I can read scores, and at one brief time of my life was able to conduct from them, but I'm similarly unsure I can embrace the assertion that one must be able to read them to understand the music produced from them. That seems to be a way to understand composition, but without the interpretation there's not much to listen to. I suppose it also helps that my preferred musical genres generally operate not only without scores, but in fact at the other end of the interpretative spectrum. I do think that following the score at a live performance (physically or, I suppose, from memory) fundamentally distorts the performance for the score-follower, and that includes the conductor.
But to address your initial post, Tom, I don't think that the forces that could render performed music obsolete or unknown are related to the recording of it, or to people who's entire understanding of music is via its recording.

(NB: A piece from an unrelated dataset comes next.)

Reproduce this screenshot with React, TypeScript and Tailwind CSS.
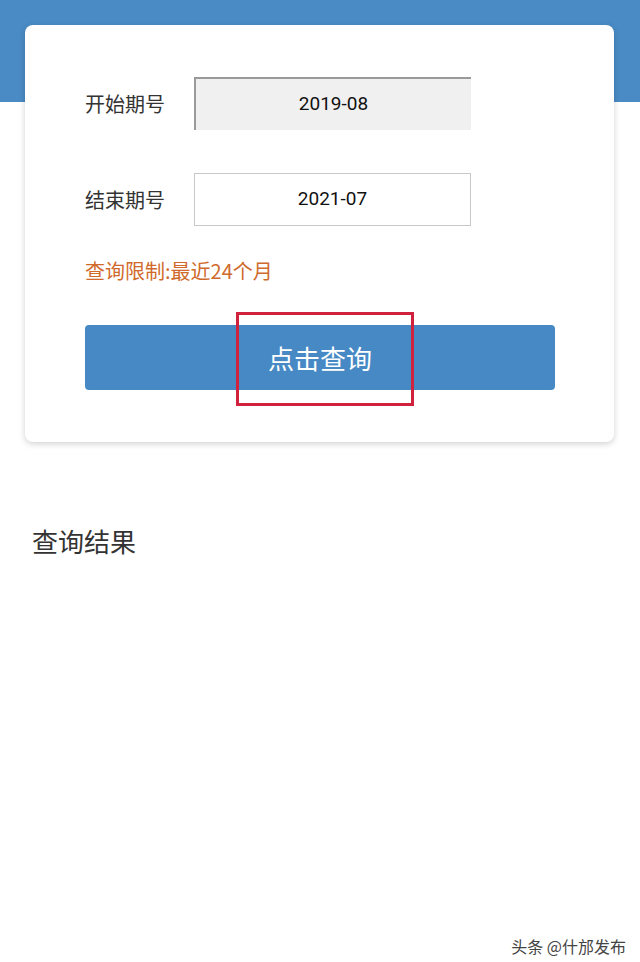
import React from "react";

const font = { fontFamily: '"Noto Sans CJK SC", "Noto Sans", Roboto, sans-serif' };

export default function App() {
  return (
    <div className="relative w-[640px] h-[962px] bg-white overflow-hidden" style={font}>
      <div className="h-[102px] bg-[#4a8bc5]" />
      <div className="absolute left-[25px] top-[25px] w-[589px] h-[417px] bg-white rounded-[8px] shadow-[0_2px_6px_rgba(0,0,0,0.18)]">
        <div className="flex flex-col pl-[60px] pt-[52px]">
          <div className="flex items-center h-[53px]">
            <span className="w-[109px] text-[20px] text-[#333]">开始期号</span>
            <div className="w-[277px] h-[53px] bg-[#f0f0f0] border-t-2 border-l-2 border-[#9a9a9a] flex items-center justify-center text-[19px] text-[#111]" style={{ fontFamily: 'Roboto, "Noto Sans", sans-serif' }}>
              2019-08
            </div>
          </div>
          <div className="flex items-center h-[53px] mt-[43px]">
            <span className="w-[109px] text-[20px] text-[#333]">结束期号</span>
            <div className="w-[277px] h-[53px] bg-white border border-[#c8c8c8] flex items-center justify-center text-[19px] text-[#111]" style={{ fontFamily: 'Roboto, "Noto Sans", sans-serif' }}>
              2021-07
            </div>
          </div>
          <div className="mt-[31px] text-[20px] text-[#cf6a2c] leading-[28px]">查询限制:最近24个月</div>
          <div className="relative mt-[40px] w-[470px] h-[65px] bg-[#4689c4] rounded-[4px] flex items-center justify-center text-white text-[26px]">
            点击查询
            <div className="absolute left-[151px] top-[-13px] w-[178px] h-[94px] border-[3px] border-[#d0213d]" />
          </div>
        </div>
      </div>
      <div className="absolute left-[32px] top-[522px] text-[26px] text-[#333] leading-[38px]">查询结果</div>
      <div className="absolute right-[14px] top-[934px] text-[16px] text-[#444] [text-shadow:0_0_2px_#fff]">头条 @什邡发布</div>
    </div>
  );
}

On the latter point, at least, most of those people are listening to music that has to exist as a recording because of its essentially synthetic nature (and that will be true even when it is "performed" "live"), so the format in which they receive it makes very little difference. That said, I don't know any better than anyone else where the money to support performing artists' performances (of any genre, though obviously the non-popular are most at risk) is going to come from once we've finished demolishing the old structures, and that's true whether the artist in question is Leon Fleisher or some young kid in his bedroom who wants to be Jimmy Page.